Leitsatz
Sind die Tatsachen bekannt, die zu der Beurteilung führen, dass für ein über 18 Jahre altes Kind die Voraussetzungen für Kindergeld nicht vorliegen, dann kann die nach § 70 Abs. 1 EStG ergangene Kindergeldfestsetzung nur nach § 70 Abs. 3 EStG mit Wirkung für die Zukunft geändert werden; eine rückwirkende Änderung ist nicht möglich.
Sachverhalt
Der Kläger ist Vater einer im Jahr 1986 geborenen Tochter, welche sich voraussichtlich bis zum Jahr 2007 in Schulausbildung befand. Da die Tochter sich zum 1.2.2005 von der Schule abgemeldet hatte, hat die Familienkasse die Kindergeldfestsetzung ab Februar 2005 mit Bescheid vom 7.9.2005 aufgehoben obwohl der Kläger vorgetragen hat, dass sich die Tochter am 1.3.2005 für ein freiwilliges soziales Jahr beworben habe. Obwohl er der Familienkasse am 30.6.2005 mitgeteilt hatte, dass die Tochter keine entsprechende Stelle bekommen hat, hat die Familienkasse das Kindergeld bis September 2005 weiter gezahlt.
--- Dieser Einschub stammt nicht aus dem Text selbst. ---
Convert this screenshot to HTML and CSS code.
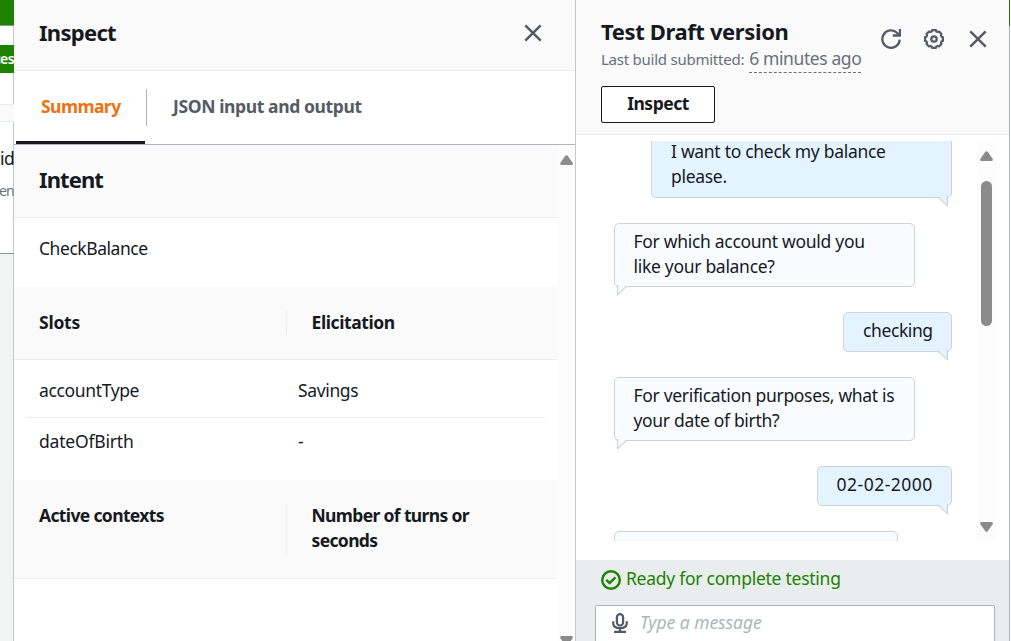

Im Klageverfahren begehrt der Kläger die Gewährung von Kindergeld zumindest für vier Monate wegen Übergangszeit zwischen zwei Ausbildungsabschnitten.
Entscheidung
Für die Monate Februar bis Juli 2005 konnte die Familienkasse die Kindergeldfestsetzung ändern, nachdem sie durch das am 4.7.2005 bei ihr eingegangene Schreiben des Klägers vom 30.6.2005 darüber Gewissheit erlangt hat, dass die Tochter im Juni 2005 nicht das freiwillige soziale Jahr angetreten hat und damit weder für die Zeit von Februar bis Mai 2005 die Voraussetzungen des § 32 Abs. 4 Nr. 2b EStG, noch für die Monate Juni und Juli 2005 die Voraussetzungen des § 32 Abs. 4 Nr. 2d EStG vorlagen. Der BFH hat in seinem Urteil vom 15.7.2005 (VIII R 92/01) offen gelassen, ob die Änderung betreffend die Überschreitung des Vier-Monats-Zeitraums auf § 175 Abs. 1 Satz 1 Nr. 2 AO allein oder i. V. mit § 175 Abs. 2 AO oder auf § 70 Abs. 2 EStG zu stützen ist. Hinsichtlich des Nichtantritts des freiwilligen sozialen Jahres ist § 173 Abs. 1 Nr. 1 AO Rechtsgrundlage für die Aufhebung. Für den Monat August 2005 fehlt es dagegen an einer Rechtsgrundlage für die Aufhebung der Kindergeldfestsetzung. Zwar bestand für diesen Monat materiell-rechtlich kein Anspruch auf Kindergeld. Es fehlt aber an einer verfahrensrechtlichen Änderungsmöglichkeit. Nach § 70 Abs. 3 EStG kann eine fehlerhafte Festsetzung nur mit Wirkung für die Zukunft korrigiert werden. Diese Korrektur wurde mit dem Bescheid vom 7.9.2005 vorgenommen. Nach § 70 Abs. 3 EStG war zu diesem Zeitpunkt also eine rückwirkende Korrektur für den Monat August 2005 nicht mehr möglich. Lediglich die Änderung des laufenden Monats September 2005 konnte auf diese Vorschrift gestützt werden.
Hinweis
In dem anhängigen Revisionsverfahren III R 11/08 hat der BFH die Fragen zu klären, ob eine ohne schriftlichen Bescheid erfolgte Kindergeldfestsetzung Bindungswirkung für die Zukunft hat, die nur unter den Voraussetzungen des § 70 Abs. 2-4 EStG wieder beseitigt werden kann, und ob § 32 Abs. 4 Satz 1 Nr. 2c EStG bei Überschreiten der viermonatigen Übergangszeit bis zum Beginn des Freiwilligen sozialen Jahres analog angewandt werden kann.